5. In ordine alla censura di vizio di motivazione si osserva che la Corte ha adeguatamente e logicamente motivato la sussistenza dell'affidamento incolpevole, sul rilievo che era fatto non contestato che mancavano accordi specifici sulle modalità del pagamento, che era circostanza plausibile che il S., incaricato dello smontaggio e del montaggio dei macchinari in Sardegna presso il B. fosse incaricato anche di ricevere il primo acconto,che gli fu versato con un assegno comprensivo anche di L. 3.000.000 per il suo compenso; ragionevole affidamento incolpevole confermato dalla circostanza che il creditore pagò con tale modalità di pagamento anche un secondo acconto, andato a buon fine.
6. La Corte ha dato rilievo inoltre all'attività svolta dal S. durante tutto il rapporto fra la Merchetti ed il B. ed alla testimonianza del teste P.A.L. che, dopo aver definito il S. "noto rappresentante della zona" che avrebbe proposto al B. l'affare, ha aggiunto di avere accompagnato il B. a Roma dove il S. era andato a prenderli in aeroporto e che dopo avere visionato i macchinari, il M. li invitò a prendere un aperitivo a casa sua e, alla domanda circa il prezzo dei macchinari, il M. disse "che erano cose che dovevamo vederci col S.".
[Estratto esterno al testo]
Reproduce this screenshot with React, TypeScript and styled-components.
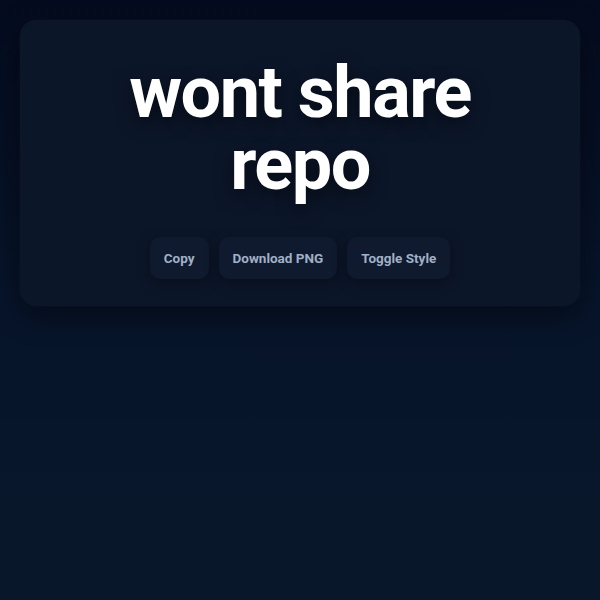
import React from 'react';
import styled, { createGlobalStyle } from 'styled-components';

const GlobalStyle = createGlobalStyle`
  html, body {
    margin: 0;
    padding: 0;
    min-height: 100%;
  }
  body {
    min-height: 600px;
    background: linear-gradient(180deg, #040b1e 0%, #07142a 50%, #08182a 100%);
    font-family: Roboto, "Liberation Sans", sans-serif;
  }
`;

const Page = styled.main`
  padding: 20px;
`;

const Card = styled.section`
  display: flex;
  flex-direction: column;
  align-items: center;
  gap: 36px;
  padding: 37px 24px 27px;
  border-radius: 16px;
  background: #0c1629;
  box-shadow: 0 10px 30px rgba(0, 0, 0, 0.45), 0 0 0 1px rgba(255, 255, 255, 0.015);
`;

const Title = styled.h1`
  margin: 0;
  font-family: Roboto, "Liberation Sans", sans-serif;
  font-size: 72px;
  font-weight: 700;
  line-height: 72px;
  letter-spacing: -1.5px;
  color: #ffffff;
  text-align: center;
  text-shadow: 0 6px 18px rgba(0, 0, 0, 0.55);
`;

const Actions = styled.div`
  display: flex;
  gap: 10px;
`;

const ActionButton = styled.button`
  padding: 12px 14px;
  border: none;
  border-radius: 10px;
  background: #0f1a2e;
  color: #a0b0c6;
  font-family: Roboto, "Liberation Sans", sans-serif;
  font-size: 13.5px;
  font-weight: 700;
  line-height: 18px;
  cursor: pointer;
  box-shadow: 0 4px 14px rgba(0, 0, 0, 0.35);

  &:hover {
    background: #14213a;
  }
`;

export default function App() {
  return (
    <>
      <GlobalStyle />
      <Page>
        <Card>
          <Title>
            wont share
            <br />
            repo
          </Title>
          <Actions>
            <ActionButton>Copy</ActionButton>
            <ActionButton>Download PNG</ActionButton>
            <ActionButton>Toggle Style</ActionButton>
          </Actions>
        </Card>
      </Page>
    </>
  );
}
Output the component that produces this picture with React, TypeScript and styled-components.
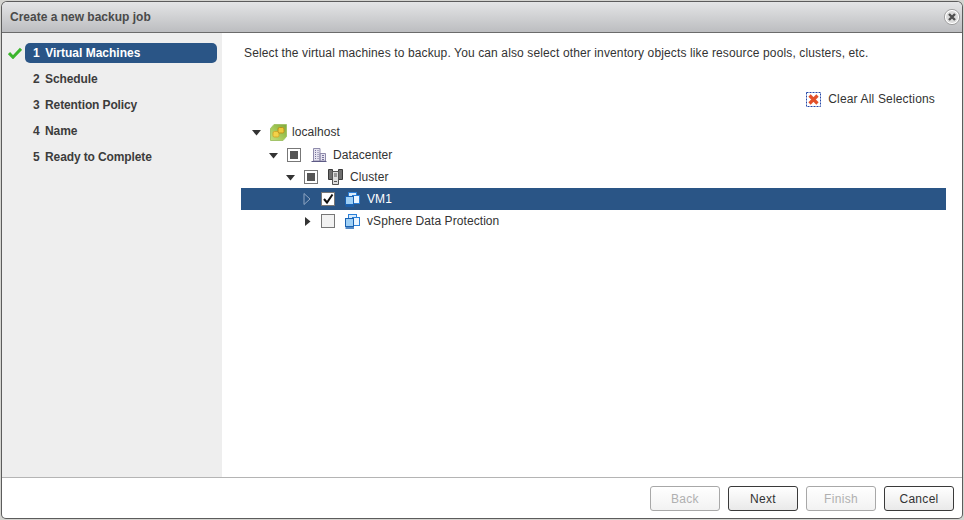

7. Si ricorda che il vizio di omessa o insufficiente motivazione, deducibile in sede di legittimità ex art. 360 c.p.c., n. 5, sussiste solo se nel ragionamento del giudice di merito, quale risulta dalla sentenza, sia riscontrabile il mancato o deficiente esame di punti decisivi della controversia e non può invece consistere in un apprezzamento dei fatti e delle prove in senso difforme da quello preteso dalla parte, perchè la citata norma non conferisce alla Corte di Cassazione il potere di riesaminare e valutare il merito della causa, ma solo quello di controllare, sotto il profilo logico- formale e della correttezza giuridica, l'esame e la valutazione fatta dal giudice del merito al quale soltanto spetta di individuare le fonti del proprio convincimento e, all'uopo, valutare le prove, controllarne l'attendibilità e la concludenza, e scegliere tra le risultanze probatorie quelle ritenute idonee a dimostrare i fatti in discussione.
8. Nel caso di specie la Corte di Appello ha operato una valutazione completa delle risultanze probatorie e della linea argomentativa sviluppata la ricorrente non segnala alcuna caduta di consequenzialità, mentre l'impugnazione si risolve nella prospettazione del fatto storico alternativa a quella del giudice di merito: il che non può trovare spazio nel giudizio di cassazione. Le spese del giudizio seguono la soccombenza.


P.Q.M.
La Corte rigetta il ricorso e condanna la ricorrente al pagamento delle spese processuali liquidate in Euro 200,00 per spese ed Euro 2.500,00 per onorario, oltre spese generali ed accessori come per legge.
Così deciso in Roma, il 20 marzo 2012.